- [Exercise]: Your answer should be a single number: the count of lines in the material below that hold "components".

- [Information supplied]:
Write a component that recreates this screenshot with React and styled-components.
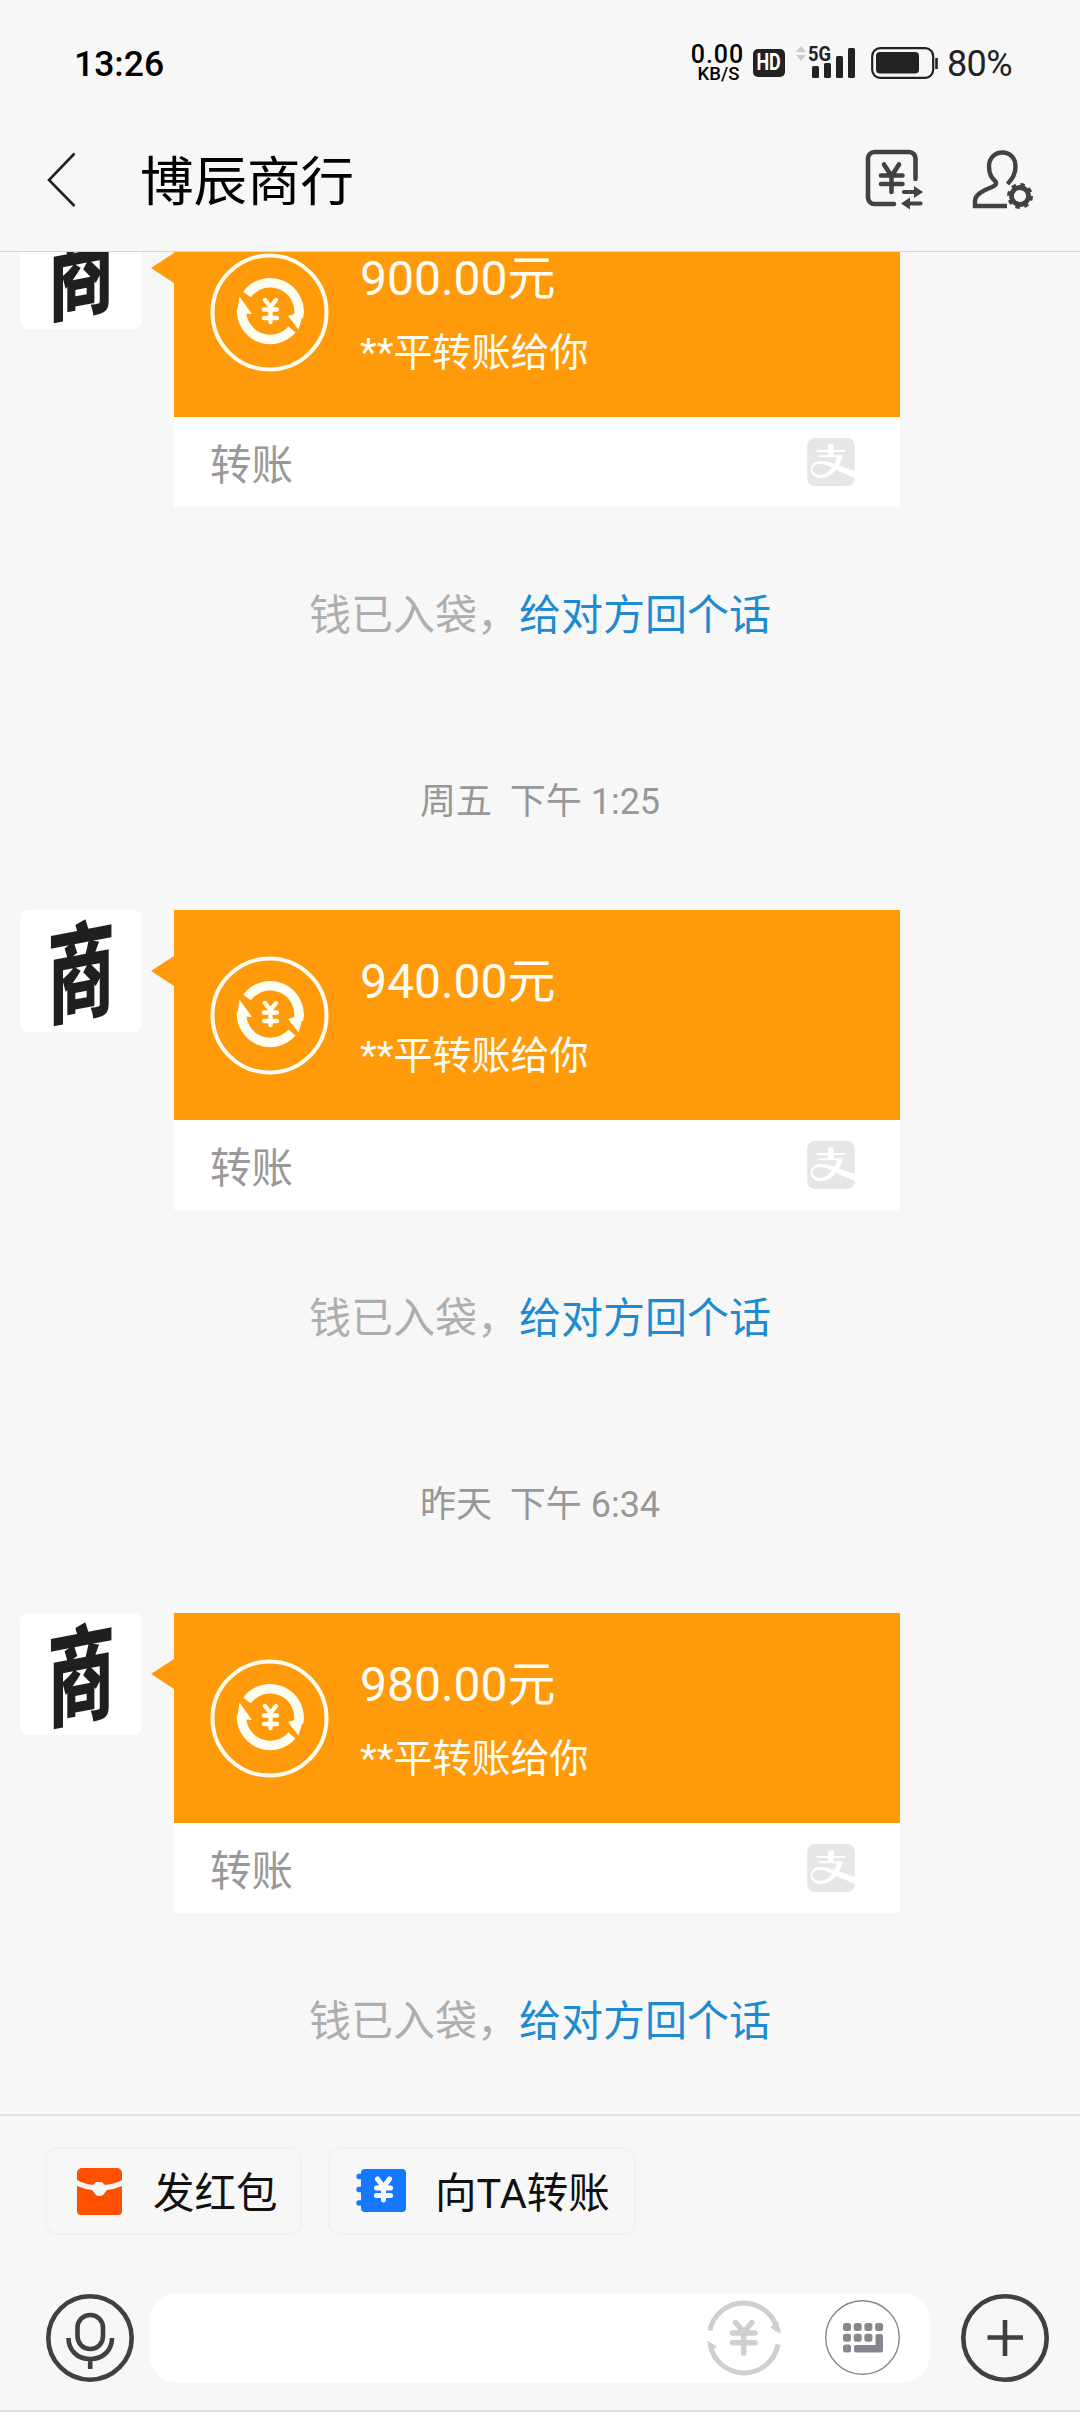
import React from 'react';
import styled, { createGlobalStyle } from 'styled-components';
import { SiAlipay } from 'react-icons/si';

const GlobalStyle = createGlobalStyle`
  * {
    box-sizing: border-box;
  }
  body {
    margin: 0;
    background: #f7f7f7;
    font-family: Roboto, "Noto Sans CJK SC", sans-serif;
  }
  svg {
    display: block;
    flex: none;
    overflow: visible;
  }
`

const Screen = styled.div`
  width: 1080px;
  height: 2412px;
  display: flex;
  flex-direction: column;
  overflow: hidden;
  background: #f7f7f7;
`

const StatusBar = styled.div`
  height: 128px;
  padding: 0 68px 0 74px;
  display: flex;
  align-items: center;
  justify-content: space-between;
`

const Clock = styled.div`
  font-size: 35.5px;
  font-weight: 500;
  color: #000;
`

const StatusRight = styled.div`
  display: flex;
  align-items: center;
`

const NetSpeed = styled.div`
  width: 53px;
  display: flex;
  flex-direction: column;
  align-items: center;
  color: #000;
  font-weight: 500;
  margin-right: 9px;
`

const SpeedValue = styled.span`
  font-size: 25px;
  line-height: 20px;
  letter-spacing: 1px;
  white-space: nowrap;
`

const SpeedUnit = styled.span`
  font-size: 18.5px;
  line-height: 18px;
  padding-left: 2px;
`

const HdBadge = styled.div`
  width: 32px;
  height: 28px;
  margin: 0 10px 2px 0;
  border-radius: 5px;
  background: #222;
  color: #fff;
  font-size: 23px;
  font-weight: 700;
  line-height: 28px;
  display: flex;
  justify-content: center;

  span {
    transform: scaleX(0.78);
  }
`

const Signal = styled.div`
  margin: 0 15px 5px 0;
`

const Battery = styled.div`
  margin-bottom: 3px;
`

const Percent = styled.div`
  margin-left: 8px;
  font-size: 36px;
  line-height: 42px;
  letter-spacing: -0.6px;
  color: #222;
`

const Header = styled.div`
  height: 124px;
  padding: 0 46px 20px 46px;
  display: flex;
  align-items: center;
  border-bottom: 1px solid #d9d9d9;
`

const Title = styled.div`
  flex: 1;
  margin-left: 63px;
  padding-top: 6px;
  font-size: 53.5px;
  line-height: 60px;
  color: #000;
`

const HeaderIcons = styled.div`
  display: flex;
  gap: 49px;
`

// scrolled to the end, so the oldest message is cut off at the top
const Chat = styled.div`
  height: 1862px;
  display: flex;
  flex-direction: column;
  justify-content: flex-end;
  overflow: hidden;
`

const Message = styled.div`
  height: 703px;
  flex: none;
  display: flex;
  flex-direction: column;
`

const Time = styled.div`
  height: 52px;
  margin: 68px 0 82px;
  line-height: 52px;
  text-align: center;
  white-space: pre;
  font-size: 36px;
  color: #989898;
`

const Row = styled.div`
  display: flex;
  align-items: flex-start;
  padding-left: 20px;
`

const Avatar = styled.div`
  width: 122px;
  height: 122px;
  border-radius: 8px;
  background: #fff;
  color: #1f1f1f;
  font-family: "Noto Sans CJK SC", sans-serif;
  font-size: 84px;
  font-weight: 900;
  line-height: 114px;
  display: flex;
  justify-content: center;
  overflow: hidden;

  span {
    transform: scale(0.8, 1.26) skewY(-7deg);
  }
`

const Tail = styled.div`
  width: 23px;
  height: 30px;
  margin: 46px 0 0 9px;
  background: #ff9a0b;
  clip-path: polygon(0 50%, 100% 0, 100% 100%);
`

const Card = styled.div`
  width: 726px;
`

const CardTop = styled.div`
  height: 210px;
  padding: 0 36px;
  display: flex;
  align-items: center;
  background: #ff9a0b;
  color: #fffdf5;
`

const CardText = styled.div`
  margin-left: 31px;
`

const Amount = styled.div`
  font-size: 48px;
  line-height: 70px;
`

const From = styled.div`
  font-size: 39px;
  line-height: 56px;
  margin-top: 11px;
`

const CardFoot = styled.div`
  height: 90px;
  padding: 0 45px 0 36px;
  display: flex;
  align-items: center;
  justify-content: space-between;
  background: #fff;
  color: #999;
  font-size: 41.5px;
`

const Tip = styled.div`
  height: 60px;
  margin-top: 75px;
  line-height: 60px;
  text-align: center;
  font-size: 42px;
  font-family: "Noto Sans CJK SC", sans-serif;
  color: #aeaeae;
`

const TipLink = styled.span`
  color: #1e8bd0;
`

const Footer = styled.div`
  height: 298px;
  border-top: 2px solid #e2e2e2;
  border-bottom: 2px solid #e0e0e0;
`

const Chips = styled.div`
  display: flex;
  gap: 26px;
  padding: 31px 0 0 45px;
`

const Chip = styled.div`
  width: ${props => props.$width}px;
  height: 88px;
  padding-left: ${props => props.$pad}px;
  border: 2px solid #f2f2f2;
  border-radius: 12px;
  display: flex;
  align-items: center;
  font-size: 41.5px;
  white-space: nowrap;
  color: #111;
`

const ChipLabel = styled.span`
  margin-left: ${props => props.$gap}px;
  padding-bottom: 2px;
`

const InputRow = styled.div`
  display: flex;
  align-items: center;
  margin-top: 58px;
  padding: 0 31px 0 46px;
`

const InputBox = styled.div`
  width: 781px;
  height: 90px;
  margin: 0 31px 0 15px;
  padding: 0 30px 2px 0;
  border-radius: 28px;
  background: #fff;
  display: flex;
  align-items: center;
  justify-content: flex-end;
  gap: 43px;
`

function BackIcon() {
  return (
    <svg width="31" height="56" viewBox="0 0 31 56" fill="none" stroke="#222" strokeWidth="2.6">
      <path d="M28.5 1.5 3 28 28.5 54" />
    </svg>
  )
}

function SignalIcon() {
  return (
    <svg width="61" height="34" viewBox="0 0 61 34" fill="#222">
      <path d="M6 1 11 7H1zM1 10h10l-5 6z" fill="#ccc" />
      <text x="13" y="16" fontSize="21" fontWeight="700" textLength="23" lengthAdjust="spacingAndGlyphs">5G</text>
      <rect x="17" y="21" width="7" height="12" rx="1.5" />
      <rect x="29" y="18" width="7" height="15" rx="1.5" />
      <rect x="41" y="11" width="7" height="22" rx="1.5" />
      <rect x="53" y="3" width="7" height="30" rx="1.5" />
    </svg>
  )
}

function BatteryIcon() {
  return (
    <svg width="68" height="32" viewBox="0 0 68 32">
      <rect x="1.2" y="1.2" width="61" height="29.6" rx="8" fill="none" stroke="#222" strokeWidth="2.2" />
      <rect x="5" y="5" width="43" height="21.5" rx="4" fill="#222" />
      <path d="M65.5 11v11" stroke="#222" strokeWidth="2.6" />
    </svg>
  )
}

function BillIcon() {
  return (
    <svg width="58" height="62" viewBox="0 0 58 62" fill="none" stroke="#424242" strokeWidth="4.6" strokeLinecap="round">
      <path d="M50.5 30V9.5A6.5 6.5 0 0 0 44 3H9.5A6.5 6.5 0 0 0 3 9.5v39A6.5 6.5 0 0 0 9.5 55H29" />
      <path d="M19 15.5 26.5 27 34 15.5M26.5 27v16M16 26.500h21.500M16 35h21.500" />
      <path d="M39 43h11M45 54.500h10.500" strokeWidth="4.200" />
      <path d="M49 37 58 43 49 49zM45 48.500 36 54.500 45 60.500z" fill="#424242" stroke="none" />
    </svg>
  )
}

function ContactIcon() {
  return (
    <svg width="62" height="62" viewBox="0 0 62 62" fill="none" stroke="#424242" strokeWidth="4.4">
      <path d="M35.5 35C40 30 43.500 26 43.500 17.500 43.500 9 38 3.500 30.500 3.500S17 9 17 17.500C17 26 20 29 23.500 32.500 25 35 23.500 36.500 20 38 10 42 3 46 3 52v5h32" />
      <circle cx="48" cy="47" r="8.500" strokeWidth="4.800" />
      <circle cx="48" cy="47" r="11" strokeWidth="4" strokeDasharray="4.300 4.340" />
    </svg>
  )
}

function TransferIcon() {
  return (
    <svg width="119" height="119" viewBox="0 0 119 119" fill="none" stroke="#fffdf0">
      <circle cx="59.5" cy="59.5" r="57" strokeWidth="4" />
      <path d="M37 41.500A28.800 28.800 0 0 1 88.500 64" strokeWidth="9.500" />
      <path d="M82 76.500A28.800 28.800 0 0 1 31.500 56" strokeWidth="9.500" />
      <path d="M78 63 94 58 88.500 76.500zM42 61 27 60 29.500 43.500z" fill="#fffdf0" stroke="none" />
      <path d="M55 47 60.500 54 66 47M60.500 54v15M54 56.500h13M54 65h13" strokeWidth="4.400" strokeLinecap="round" />
    </svg>
  )
}

function RedPacketIcon() {
  return (
    <svg width="45" height="47" viewBox="0 0 45 47" fill="#ff5000">
      <path d="M0 5a5 5 0 0 1 5-5h35a5 5 0 0 1 5 5v7q-7 4-17 5l-3-3h-6l-3 3Q7 16 0 12z" />
      <path d="M0 18q7 3 15 4l4 5q3.500 2 7 0l4-5Q38 21 45 18v25a4 4 0 0 1-4 4H4a4 4 0 0 1-4-4z" />
    </svg>
  )
}

function TransferBookIcon() {
  return (
    <svg width="51" height="44" viewBox="0 0 51 44">
      <rect x="5" y="0" width="45" height="43" rx="4" fill="#1677ff" />
      <path d="M3 7.500h5M3 20.500h5M3 34h5" stroke="#1677ff" strokeWidth="5.500" strokeLinecap="round" />
      <path d="M21.500 10 27.500 18 33.500 10M27.500 18v13M20.500 19h14M20.500 26.500h14" fill="none" stroke="#fff" strokeWidth="5" strokeLinecap="round" />
    </svg>
  )
}

function MicIcon() {
  return (
    <svg width="88" height="88" viewBox="0 0 88 88" fill="none" stroke="#404040" strokeWidth="4.600">
      <circle cx="44" cy="44" r="41.700" />
      <rect x="31.500" y="21" width="25.500" height="34" rx="12.700" />
      <path d="M22.500 44c0 12 8.500 21 21.700 21S66 56 66 44M44.200 65v10" />
    </svg>
  )
}

function YenIcon() {
  return (
    <svg width="76" height="76" viewBox="0 0 76 76" fill="none" stroke="#cfcfcf" strokeWidth="5">
      <path d="M3.800 31.500A34.500 34.500 0 0 1 71.500 32M72 45.500A34.500 34.500 0 0 1 4 45" />
      <path d="M64 28.500 72 22 75 35zM1 41.500 11 47.500 5 53z" fill="#cfcfcf" stroke="none" />
      <path d="M29.500 23.500 37.700 33 46 23.500M37.700 33v21M26.500 34h22.500M26.500 43.800h22.500" strokeWidth="5.500" strokeLinecap="round" />
    </svg>
  )
}

function KeyboardIcon() {
  const keys = [[0, 0], [1, 0], [2, 0], [3, 0], [0, 1], [1, 1], [2, 1], [0, 2]]
  return (
    <svg width="75" height="75" viewBox="0 0 75 75" fill="#888">
      <circle cx="37.500" cy="37.500" r="36.800" fill="none" stroke="#888" strokeWidth="1.400" />
      {keys.map(([x, y]) => (
        <rect key={`${x}-${y}`} x={18 + x * 10.7} y={23 + y * 10.8} width="8" height="8" rx="2.5" />
      ))}
      <path d="M50.500 36a2 2 0 0 1 2-2h3.500a2 2 0 0 1 2 2v14.500a2 2 0 0 1-2 2H31a2 2 0 0 1-2-2V47a2 2 0 0 1 2-2h19.500z" fill="#868690" />
    </svg>
  )
}

function PlusIcon() {
  return (
    <svg width="88" height="88" viewBox="0 0 88 88" fill="none" stroke="#404040" strokeWidth="4.600">
      <circle cx="44" cy="44" r="41.700" />
      <path d="M26.500 43.500H62M44 26v36" />
    </svg>
  )
}

const messages = [
  { time: '', amount: '900.00元' },
  { time: '周五  下午 1:25', amount: '940.00元' },
  { time: '昨天  下午 6:34', amount: '980.00元' },
]

export default function App() {
  return (
    <Screen>
      <GlobalStyle />
      <StatusBar>
        <Clock>13:26</Clock>
        <StatusRight>
          <NetSpeed>
            <SpeedValue>0.00</SpeedValue>
            <SpeedUnit>KB/S</SpeedUnit>
          </NetSpeed>
          <HdBadge><span>HD</span></HdBadge>
          <Signal><SignalIcon /></Signal>
          <Battery><BatteryIcon /></Battery>
          <Percent>80%</Percent>
        </StatusRight>
      </StatusBar>

      <Header>
        <BackIcon />
        <Title>博辰商行</Title>
        <HeaderIcons>
          <BillIcon />
          <ContactIcon />
        </HeaderIcons>
      </Header>

      <Chat>
        {messages.map(item => (
          <Message key={item.amount}>
            <Time>{item.time}</Time>
            <Row>
              <Avatar><span>商</span></Avatar>
              <Tail />
              <Card>
                <CardTop>
                  <TransferIcon />
                  <CardText>
                    <Amount>{item.amount}</Amount>
                    <From>**平转账给你</From>
                  </CardText>
                </CardTop>
                <CardFoot>
                  转账
                  <SiAlipay size={48} color="#e6e6e9" />
                </CardFoot>
              </Card>
            </Row>
            <Tip>钱已入袋，<TipLink>给对方回个话</TipLink></Tip>
          </Message>
        ))}
      </Chat>

      <Footer>
        <Chips>
          <Chip $width={257} $pad={30}>
            <RedPacketIcon />
            <ChipLabel $gap={31}>发红包</ChipLabel>
          </Chip>
          <Chip $width={308} $pad={26}>
            <TransferBookIcon />
            <ChipLabel $gap={28}>向TA转账</ChipLabel>
          </Chip>
        </Chips>
        <InputRow>
          <MicIcon />
          <InputBox>
            <YenIcon />
            <KeyboardIcon />
          </InputBox>
          <PlusIcon />
        </InputRow>
      </Footer>
    </Screen>
  )
}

- [Solution for this task]: 2